Use of the risk analysis model as a frame to classify nutrients according to the risk of exceeding upper safe intake levels. Furthermore, to apply the model when discussing possible consequences of liberal fortification practices on eating behaviour and disease patterns.


The discussion on food fortification presently going on internationally.


Micronutrients can be classified according to their safety margin, i.e. the size of the interval between the recommended intake and the upper safe level of intake. We suggest that nutrients with a small safety margin, i.e. for which the upper safe level is less than five times the recommended intake, be placed in a category A and should be handled with care (retinol, vitamin D, niacin, folate and all minerals). Category B comprises nutrients with an intermediate safety margin (vitamins E, B6, B12 and C), while nutrients that according to present knowledge are harmless even at 100 times the recommendation (vitamin K, thiamin, riboflavin, pantothenic acid and biotin) are categorised as C.

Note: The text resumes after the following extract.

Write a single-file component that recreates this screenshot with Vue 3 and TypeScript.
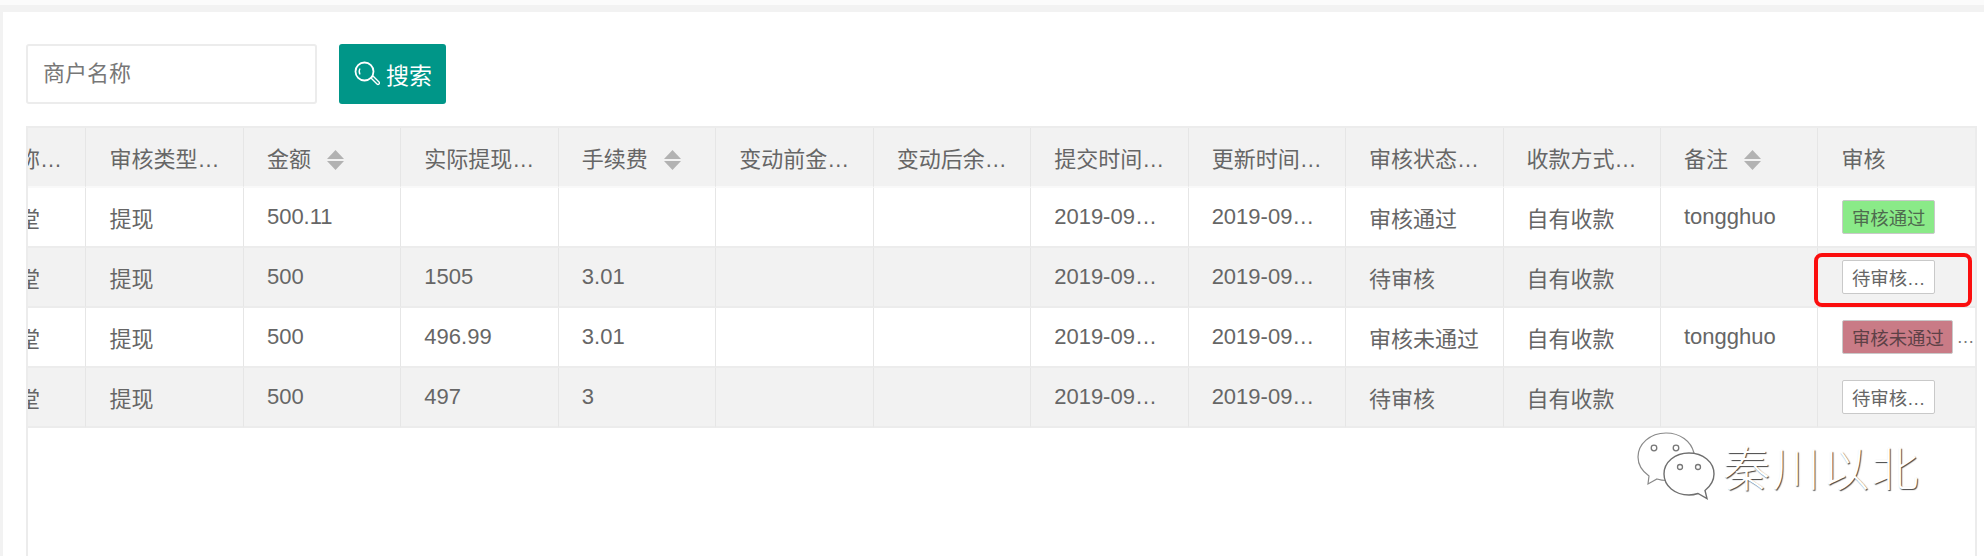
<template>
  <div class="page">
    <div class="top-strip"></div>
    <div class="card">
      <!-- 搜索栏 -->
      <div class="search-bar">
        <input class="search-input" type="text" placeholder="商户名称" />
        <button class="search-btn" type="button">
          <svg class="search-icon" viewBox="0 0 26 26" fill="none" stroke="#fff">
            <circle cx="10.5" cy="10.5" r="9" stroke-width="1.8" />
            <path d="M6 13.5a6 6 0 0 1 0-6" stroke-width="1.3" />
            <path d="M17 17l2-2 6 6a1.4 1.4 0 0 1-2 2z" stroke-width="1.4" />
          </svg>
          <span>搜索</span>
        </button>
      </div>

      <!-- 数据表格 -->
      <div class="table-box">
        <table class="data-table">
          <thead>
            <tr>
              <th v-for="col in columns" :key="col.title">
                {{ col.title }}
                <svg v-if="col.sortable" class="sort-icon" viewBox="0 0 17 20" fill="#b2b2b2">
                  <path d="M8.5 0L17 9H0z" />
                  <path d="M0 11h17l-8.5 9z" />
                </svg>
              </th>
            </tr>
          </thead>
          <tbody>
            <tr v-for="(row, i) in rows" :key="i">
              <td v-for="(cell, j) in row.cells" :key="j">{{ cell }}</td>
              <td>
                <div class="audit-cell">
                  <button class="audit-btn" :class="row.audit.kind" type="button">{{ row.audit.label }}</button>
                  <span v-if="row.audit.kind === 'rejected'" class="more">…</span>
                </div>
              </td>
            </tr>
          </tbody>
        </table>
      </div>
    </div>

    <!-- 红框标注 -->
    <div class="highlight"></div>

    <!-- 水印 -->
    <div class="watermark">
      <svg class="wechat" viewBox="0 0 78 68">
        <path
          d="M29 1C13 1 1 12 1 25c0 8 4 14 11 19l-1 8 9-5c3 1 6 1.500 10 1.500 3 0 5 0 7-1C34 35 44 22 57 21 54 9 43 1 29 1z"
          fill="#fff" stroke="#8a8a8a" stroke-width="1.200"
        />
        <path
          d="M52 21c-14 0-25 9-25 21s11 21 25 21c4 0 6-.5 9-1.500l9 5-2-8c5-4 9-10 9-16.500C77 30 66 21 52 21z"
          fill="#fff" stroke="#6f6f6f" stroke-width="1.400"
        />
        <g fill="#fff" stroke="#777" stroke-width="1.300">
          <circle cx="17" cy="16" r="2.800" />
          <circle cx="39" cy="16" r="2.800" />
          <circle cx="43" cy="35" r="2.500" />
          <circle cx="61" cy="35" r="2.500" />
        </g>
      </svg>
      <span class="wm-text">秦川以北</span>
    </div>
  </div>
</template>

<script setup lang="ts">
interface Column {
  title: string
  sortable?: boolean
}

type AuditKind = 'passed' | 'pending' | 'rejected'

interface Row {
  cells: string[]
  audit: { label: string; kind: AuditKind }
}

const columns: Column[] = [
  { title: '商户名称…' },
  { title: '审核类型…' },
  { title: '金额', sortable: true },
  { title: '实际提现…' },
  { title: '手续费', sortable: true },
  { title: '变动前金…' },
  { title: '变动后余…' },
  { title: '提交时间…' },
  { title: '更新时间…' },
  { title: '审核状态…' },
  { title: '收款方式…' },
  { title: '备注', sortable: true },
  { title: '审核' }
]

const shop = '童话书堂'
const time = '2019-09…'

function makeRow(
  amount: string,
  actual: string,
  fee: string,
  status: string,
  remark: string,
  label: string,
  kind: AuditKind
): Row {
  return {
    cells: [shop, '提现', amount, actual, fee, '', '', time, time, status, '自有收款', remark],
    audit: { label, kind }
  }
}

const rows: Row[] = [
  makeRow('500.11', '', '', '审核通过', 'tongghuo', '审核通过', 'passed'),
  makeRow('500', '1505', '3.01', '待审核', '', '待审核…', 'pending'),
  makeRow('500', '496.99', '3.01', '审核未通过', 'tongghuo', '审核未通过', 'rejected'),
  makeRow('500', '497', '3', '待审核', '', '待审核…', 'pending')
]
</script>

<style>
html,
body {
  margin: 0;
  background: #f2f2f2;
}
</style>

<style scoped>
.page {
  position: relative;
  width: 1984px;
  height: 556px;
  overflow: hidden;
  display: flex;
  flex-direction: column;
  background: #f2f2f2;
  font-family: "Liberation Sans", "Noto Sans CJK SC", sans-serif;
  color: #666;
}

.top-strip {
  height: 5px;
  margin-bottom: 7px;
  background: #fbfbfb;
}

.card {
  flex: 1;
  min-height: 0;
  margin-left: 3px;
  padding: 32px 7px 0 23px;
  display: flex;
  flex-direction: column;
  background: #fff;
}

/* ========== 搜索栏 ========== */
.search-bar {
  display: flex;
  gap: 22px;
  height: 60px;
  margin-bottom: 22px;
}

.search-input {
  width: 291px;
  height: 60px;
  padding: 0 15px;
  box-sizing: border-box;
  border: 2px solid #ececec;
  border-radius: 3px;
  outline: none;
  font-family: inherit;
  font-size: 22px;
  color: #666;
}

.search-input::placeholder {
  color: #777;
  opacity: 1;
}

.search-btn {
  width: 107px;
  height: 60px;
  padding: 0 0 0 1px;
  display: flex;
  align-items: center;
  justify-content: center;
  gap: 6px;
  border: none;
  border-radius: 3px;
  background: #009688;
  color: #fff;
  font-family: inherit;
  font-size: 23px;
}

.search-icon {
  width: 26px;
  height: 26px;
}

/* ========== 表格 ========== */
.table-box {
  flex: 1;
  min-height: 0;
  overflow: hidden;
  border: 2px solid #ececec;
  border-bottom: none;
}

.data-table {
  width: 2047px;
  margin-left: -99px;
  table-layout: fixed;
  border-collapse: separate;
  border-spacing: 0;
  font-size: 22px;
}

.data-table th,
.data-table td {
  box-sizing: border-box;
  padding: 0 0 0 23px;
  text-align: left;
  font-weight: 400;
  white-space: nowrap;
  overflow: hidden;
  border-right: 1px solid #e6e6e6;
  border-bottom: 2px solid #ececec;
}

.data-table th {
  height: 60px;
  background: #f2f2f2;
  border-bottom-color: #f9f9f9;
}

.data-table td {
  height: 60px;
}

.data-table tbody tr:nth-child(even) td {
  background: #f2f2f2;
}

.sort-icon {
  width: 17px;
  height: 20px;
  margin-left: 10px;
  vertical-align: -3px;
}

.audit-cell {
  display: flex;
  align-items: center;
  gap: 3px;
  margin-left: 1px;
}

.audit-btn {
  height: 34px;
  padding: 0 8.500px;
  box-sizing: border-box;
  border: 1px solid #c9c9c9;
  border-radius: 2px;
  background: #fff;
  color: #666;
  font-family: inherit;
  font-size: 18.400px;
  white-space: nowrap;
}

.audit-btn.passed {
  background: #8aea88;
  color: #4f6a4f;
}

.audit-btn.rejected {
  background: #c97b86;
  color: #5d4146;
}

.more {
  font-size: 18px;
  color: #777;
}

/* ========== 标注与水印 ========== */
.highlight {
  position: absolute;
  left: 1814px;
  top: 253px;
  width: 158px;
  height: 54px;
  box-sizing: border-box;
  border: 4px solid #fb0e0e;
  border-radius: 8px;
}

.watermark {
  position: absolute;
  left: 1637px;
  top: 431px;
  display: flex;
  align-items: center;
  gap: 8px;
}

.wechat {
  width: 78px;
  height: 68px;
}

.wm-text {
  font-size: 47px;
  font-weight: 300;
  letter-spacing: 2.500px;
  color: #fff;
  text-shadow: 1px 1px 1px #444;
}
</style>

The risk analysis model is a useful tool when assessing the risk of both too low and excess intakes of single micronutrients, but can also be applied to analyse the consequences of fortification practices on eating behaviour and disease patterns. Liberal fortification regulations may, for example, distort the conception of what is healthy food, and drive consumption towards a more unhealthy diet, contributing to the plague of overweight and concomitant increased risk of degenerative diseases.


The impact of fortification practices on the total eating pattern of a population should become an integrated part of the discussions and regulations connected to the issue.